Beluthahatchie also includes "Grand Guignol," a story about the famous theatre in Paris that created the phrase Grand Guignol, "Fenneman's Mouth," a story in the vein of Connie Willis about editing film and TV footage from the past, "Lincoln in Frogmore," a tale about Abraham Lincoln giving a speech in a swamp to a group of black people just after the Civil War, and "Liza and the Crazy Water Man," a story about a female singer in the 1930s whose voice cannot be captured on record.
Since the publication of this short story collection, Duncan has written at least two other major novellas, "Chief Designer," which takes us into the Soviet side of the space race, and "The Pottawatomie Giant," a look at the life of a real life giant whose path crossed Harry Houdini's. Both are similar in style and intent to "Fortitude" and are available in full text from links on Duncan's home page.
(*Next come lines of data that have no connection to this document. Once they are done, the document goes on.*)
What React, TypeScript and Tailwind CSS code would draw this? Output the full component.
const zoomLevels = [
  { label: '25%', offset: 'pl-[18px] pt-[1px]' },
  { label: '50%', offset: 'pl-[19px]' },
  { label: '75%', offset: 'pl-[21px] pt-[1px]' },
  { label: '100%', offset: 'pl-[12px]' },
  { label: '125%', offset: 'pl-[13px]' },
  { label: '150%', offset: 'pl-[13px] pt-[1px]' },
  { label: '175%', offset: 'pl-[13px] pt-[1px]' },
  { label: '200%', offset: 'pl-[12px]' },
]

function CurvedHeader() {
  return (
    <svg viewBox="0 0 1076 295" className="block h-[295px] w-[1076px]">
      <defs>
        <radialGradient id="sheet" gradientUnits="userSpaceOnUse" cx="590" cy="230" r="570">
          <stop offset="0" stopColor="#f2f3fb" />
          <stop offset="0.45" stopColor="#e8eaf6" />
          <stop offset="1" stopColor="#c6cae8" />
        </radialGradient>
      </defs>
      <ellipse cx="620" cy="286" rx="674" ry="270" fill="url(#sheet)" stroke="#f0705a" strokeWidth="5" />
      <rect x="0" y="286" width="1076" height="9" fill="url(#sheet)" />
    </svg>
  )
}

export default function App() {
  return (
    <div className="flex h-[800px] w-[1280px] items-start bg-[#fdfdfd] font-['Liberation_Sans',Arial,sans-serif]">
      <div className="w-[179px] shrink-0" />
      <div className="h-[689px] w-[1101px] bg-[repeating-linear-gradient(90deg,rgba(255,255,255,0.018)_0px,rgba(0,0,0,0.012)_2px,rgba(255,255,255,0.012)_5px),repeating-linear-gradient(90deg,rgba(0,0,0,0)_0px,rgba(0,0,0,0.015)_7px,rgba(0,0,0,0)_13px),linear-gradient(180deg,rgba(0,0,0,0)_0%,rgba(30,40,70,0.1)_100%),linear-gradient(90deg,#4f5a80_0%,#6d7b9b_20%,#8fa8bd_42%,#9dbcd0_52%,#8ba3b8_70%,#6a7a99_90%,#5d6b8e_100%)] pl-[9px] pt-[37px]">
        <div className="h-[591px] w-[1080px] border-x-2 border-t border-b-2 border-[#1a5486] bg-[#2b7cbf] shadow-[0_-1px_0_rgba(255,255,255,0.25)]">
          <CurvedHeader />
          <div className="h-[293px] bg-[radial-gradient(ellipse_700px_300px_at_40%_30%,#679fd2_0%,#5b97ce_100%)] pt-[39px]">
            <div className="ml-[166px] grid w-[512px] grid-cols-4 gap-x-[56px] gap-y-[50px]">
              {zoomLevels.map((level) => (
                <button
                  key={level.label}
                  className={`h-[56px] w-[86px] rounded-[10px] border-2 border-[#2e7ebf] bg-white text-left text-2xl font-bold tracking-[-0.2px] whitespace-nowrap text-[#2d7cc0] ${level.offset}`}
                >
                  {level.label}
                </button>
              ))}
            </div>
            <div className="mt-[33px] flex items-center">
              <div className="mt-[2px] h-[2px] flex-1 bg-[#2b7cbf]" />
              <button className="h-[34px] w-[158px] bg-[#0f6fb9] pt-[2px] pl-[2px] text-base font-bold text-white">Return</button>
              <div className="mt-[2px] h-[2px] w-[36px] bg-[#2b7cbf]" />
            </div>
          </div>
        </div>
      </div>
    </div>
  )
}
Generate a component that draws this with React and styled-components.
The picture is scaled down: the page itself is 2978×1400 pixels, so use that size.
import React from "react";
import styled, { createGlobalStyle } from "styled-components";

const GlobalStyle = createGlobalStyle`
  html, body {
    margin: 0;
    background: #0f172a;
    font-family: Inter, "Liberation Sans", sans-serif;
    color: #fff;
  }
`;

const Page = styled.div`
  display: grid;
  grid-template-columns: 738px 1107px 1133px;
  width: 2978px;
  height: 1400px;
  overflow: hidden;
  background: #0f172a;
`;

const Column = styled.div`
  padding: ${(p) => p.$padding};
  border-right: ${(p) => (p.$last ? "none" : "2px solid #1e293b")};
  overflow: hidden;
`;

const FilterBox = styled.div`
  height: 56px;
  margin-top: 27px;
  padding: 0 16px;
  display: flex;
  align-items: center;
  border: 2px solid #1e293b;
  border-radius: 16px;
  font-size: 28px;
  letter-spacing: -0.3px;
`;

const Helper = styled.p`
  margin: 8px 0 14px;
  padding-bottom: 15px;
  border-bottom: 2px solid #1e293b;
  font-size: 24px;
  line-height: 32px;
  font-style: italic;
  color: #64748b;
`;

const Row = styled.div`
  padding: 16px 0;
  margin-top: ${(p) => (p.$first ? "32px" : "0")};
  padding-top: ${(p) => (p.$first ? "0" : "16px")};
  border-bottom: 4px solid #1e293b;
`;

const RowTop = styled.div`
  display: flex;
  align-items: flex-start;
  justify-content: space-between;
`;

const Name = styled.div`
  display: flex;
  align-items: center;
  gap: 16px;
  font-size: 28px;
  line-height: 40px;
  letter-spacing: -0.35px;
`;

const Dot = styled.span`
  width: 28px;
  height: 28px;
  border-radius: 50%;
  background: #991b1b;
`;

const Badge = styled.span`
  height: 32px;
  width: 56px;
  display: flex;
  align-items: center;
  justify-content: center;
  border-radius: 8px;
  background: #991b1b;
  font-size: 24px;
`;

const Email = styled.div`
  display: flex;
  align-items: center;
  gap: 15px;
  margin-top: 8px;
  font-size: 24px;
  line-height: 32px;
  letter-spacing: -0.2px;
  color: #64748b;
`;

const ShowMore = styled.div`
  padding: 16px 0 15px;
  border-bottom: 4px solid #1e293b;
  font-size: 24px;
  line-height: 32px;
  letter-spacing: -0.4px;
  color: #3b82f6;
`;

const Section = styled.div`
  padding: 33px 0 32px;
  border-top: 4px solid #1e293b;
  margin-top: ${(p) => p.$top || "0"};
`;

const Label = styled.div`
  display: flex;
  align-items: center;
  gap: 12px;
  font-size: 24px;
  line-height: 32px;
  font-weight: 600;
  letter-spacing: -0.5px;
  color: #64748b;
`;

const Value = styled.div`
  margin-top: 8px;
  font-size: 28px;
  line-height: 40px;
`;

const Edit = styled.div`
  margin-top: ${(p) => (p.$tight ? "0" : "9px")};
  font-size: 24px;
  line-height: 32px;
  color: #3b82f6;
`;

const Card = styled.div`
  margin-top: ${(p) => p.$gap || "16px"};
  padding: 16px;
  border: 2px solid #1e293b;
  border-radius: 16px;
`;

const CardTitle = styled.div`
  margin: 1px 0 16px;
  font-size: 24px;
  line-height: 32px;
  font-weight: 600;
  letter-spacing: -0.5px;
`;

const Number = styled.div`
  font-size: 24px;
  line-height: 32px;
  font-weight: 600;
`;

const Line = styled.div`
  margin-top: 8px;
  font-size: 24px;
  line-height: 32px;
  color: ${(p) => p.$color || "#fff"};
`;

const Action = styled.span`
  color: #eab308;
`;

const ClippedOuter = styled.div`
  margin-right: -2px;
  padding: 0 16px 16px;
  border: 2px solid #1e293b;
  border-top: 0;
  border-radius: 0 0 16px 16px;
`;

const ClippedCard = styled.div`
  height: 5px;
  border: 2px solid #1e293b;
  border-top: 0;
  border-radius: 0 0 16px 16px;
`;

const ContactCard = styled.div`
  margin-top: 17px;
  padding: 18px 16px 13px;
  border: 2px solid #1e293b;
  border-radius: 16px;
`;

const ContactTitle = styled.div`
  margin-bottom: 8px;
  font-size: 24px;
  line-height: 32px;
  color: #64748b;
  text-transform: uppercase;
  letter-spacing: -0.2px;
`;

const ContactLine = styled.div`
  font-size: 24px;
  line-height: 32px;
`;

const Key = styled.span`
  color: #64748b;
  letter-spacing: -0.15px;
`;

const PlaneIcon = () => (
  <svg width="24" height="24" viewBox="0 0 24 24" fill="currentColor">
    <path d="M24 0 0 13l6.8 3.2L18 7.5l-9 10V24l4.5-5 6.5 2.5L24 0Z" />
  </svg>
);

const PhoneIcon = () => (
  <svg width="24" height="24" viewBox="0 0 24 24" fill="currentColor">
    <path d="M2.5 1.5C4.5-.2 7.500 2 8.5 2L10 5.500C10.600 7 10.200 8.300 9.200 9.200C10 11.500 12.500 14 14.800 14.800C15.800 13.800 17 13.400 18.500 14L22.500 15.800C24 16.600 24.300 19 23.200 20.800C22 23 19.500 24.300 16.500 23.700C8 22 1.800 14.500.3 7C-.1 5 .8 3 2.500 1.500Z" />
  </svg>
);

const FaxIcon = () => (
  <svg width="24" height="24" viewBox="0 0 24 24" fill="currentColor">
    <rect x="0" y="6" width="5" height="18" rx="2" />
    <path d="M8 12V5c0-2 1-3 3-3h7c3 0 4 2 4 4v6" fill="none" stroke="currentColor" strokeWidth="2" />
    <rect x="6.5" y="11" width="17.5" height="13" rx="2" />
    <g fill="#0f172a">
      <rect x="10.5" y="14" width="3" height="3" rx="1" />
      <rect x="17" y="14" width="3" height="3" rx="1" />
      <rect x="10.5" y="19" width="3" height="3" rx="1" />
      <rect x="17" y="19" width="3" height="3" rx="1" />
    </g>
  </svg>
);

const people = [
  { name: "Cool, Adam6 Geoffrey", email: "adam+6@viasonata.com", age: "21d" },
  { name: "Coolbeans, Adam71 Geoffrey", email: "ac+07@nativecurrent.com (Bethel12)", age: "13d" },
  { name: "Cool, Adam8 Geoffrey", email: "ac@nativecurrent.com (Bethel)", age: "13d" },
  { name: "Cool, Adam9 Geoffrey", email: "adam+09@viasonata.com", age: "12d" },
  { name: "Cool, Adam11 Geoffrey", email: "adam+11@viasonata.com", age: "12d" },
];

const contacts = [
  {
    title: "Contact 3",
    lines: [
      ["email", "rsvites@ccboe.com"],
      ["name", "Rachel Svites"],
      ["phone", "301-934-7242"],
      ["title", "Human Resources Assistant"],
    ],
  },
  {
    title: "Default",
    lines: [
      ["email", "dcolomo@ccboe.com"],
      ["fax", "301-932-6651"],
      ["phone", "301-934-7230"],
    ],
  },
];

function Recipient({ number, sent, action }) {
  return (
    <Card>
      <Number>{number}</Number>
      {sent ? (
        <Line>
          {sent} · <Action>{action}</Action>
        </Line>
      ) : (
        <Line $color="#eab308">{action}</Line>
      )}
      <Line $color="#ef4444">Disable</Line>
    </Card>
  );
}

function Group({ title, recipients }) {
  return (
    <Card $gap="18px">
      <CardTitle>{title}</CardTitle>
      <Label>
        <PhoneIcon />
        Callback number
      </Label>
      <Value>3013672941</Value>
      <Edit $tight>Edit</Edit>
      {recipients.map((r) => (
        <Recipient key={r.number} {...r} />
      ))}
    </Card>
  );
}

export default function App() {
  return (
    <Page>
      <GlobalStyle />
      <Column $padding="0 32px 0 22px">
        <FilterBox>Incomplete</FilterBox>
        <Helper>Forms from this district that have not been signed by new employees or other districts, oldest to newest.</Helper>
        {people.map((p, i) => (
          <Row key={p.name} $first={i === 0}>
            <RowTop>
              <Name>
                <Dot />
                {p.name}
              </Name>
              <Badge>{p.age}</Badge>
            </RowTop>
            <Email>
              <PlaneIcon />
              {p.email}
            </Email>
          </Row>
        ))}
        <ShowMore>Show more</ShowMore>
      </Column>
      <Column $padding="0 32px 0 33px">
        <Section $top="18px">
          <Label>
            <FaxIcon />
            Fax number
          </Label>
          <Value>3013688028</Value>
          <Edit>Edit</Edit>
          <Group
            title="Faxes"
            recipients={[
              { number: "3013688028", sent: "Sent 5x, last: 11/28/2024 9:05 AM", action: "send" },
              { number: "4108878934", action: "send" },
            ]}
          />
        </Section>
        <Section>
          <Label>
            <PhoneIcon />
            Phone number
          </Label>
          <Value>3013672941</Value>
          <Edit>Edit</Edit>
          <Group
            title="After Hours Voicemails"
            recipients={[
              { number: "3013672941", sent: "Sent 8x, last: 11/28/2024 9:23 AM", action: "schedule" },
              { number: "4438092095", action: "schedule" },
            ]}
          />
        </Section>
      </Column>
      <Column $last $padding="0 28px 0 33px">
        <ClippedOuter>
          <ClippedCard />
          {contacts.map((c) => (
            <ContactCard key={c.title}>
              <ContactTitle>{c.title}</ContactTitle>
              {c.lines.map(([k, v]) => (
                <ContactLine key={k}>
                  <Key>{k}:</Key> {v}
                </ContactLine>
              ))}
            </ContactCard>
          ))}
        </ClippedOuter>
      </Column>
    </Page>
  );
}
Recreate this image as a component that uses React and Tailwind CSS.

This volume was published by Golden Gryphon, one of a number of the excellent small presses that work incredibly hard to support the best of science fiction. I'm not particularly fond of the Bob Eggleton cover art for the title story -- a demonic train rushing towards the reader -- but the rest of the book is nicely packaged and includes kind words from Michael Bishop as a foreword and from John Kessel as an afterword.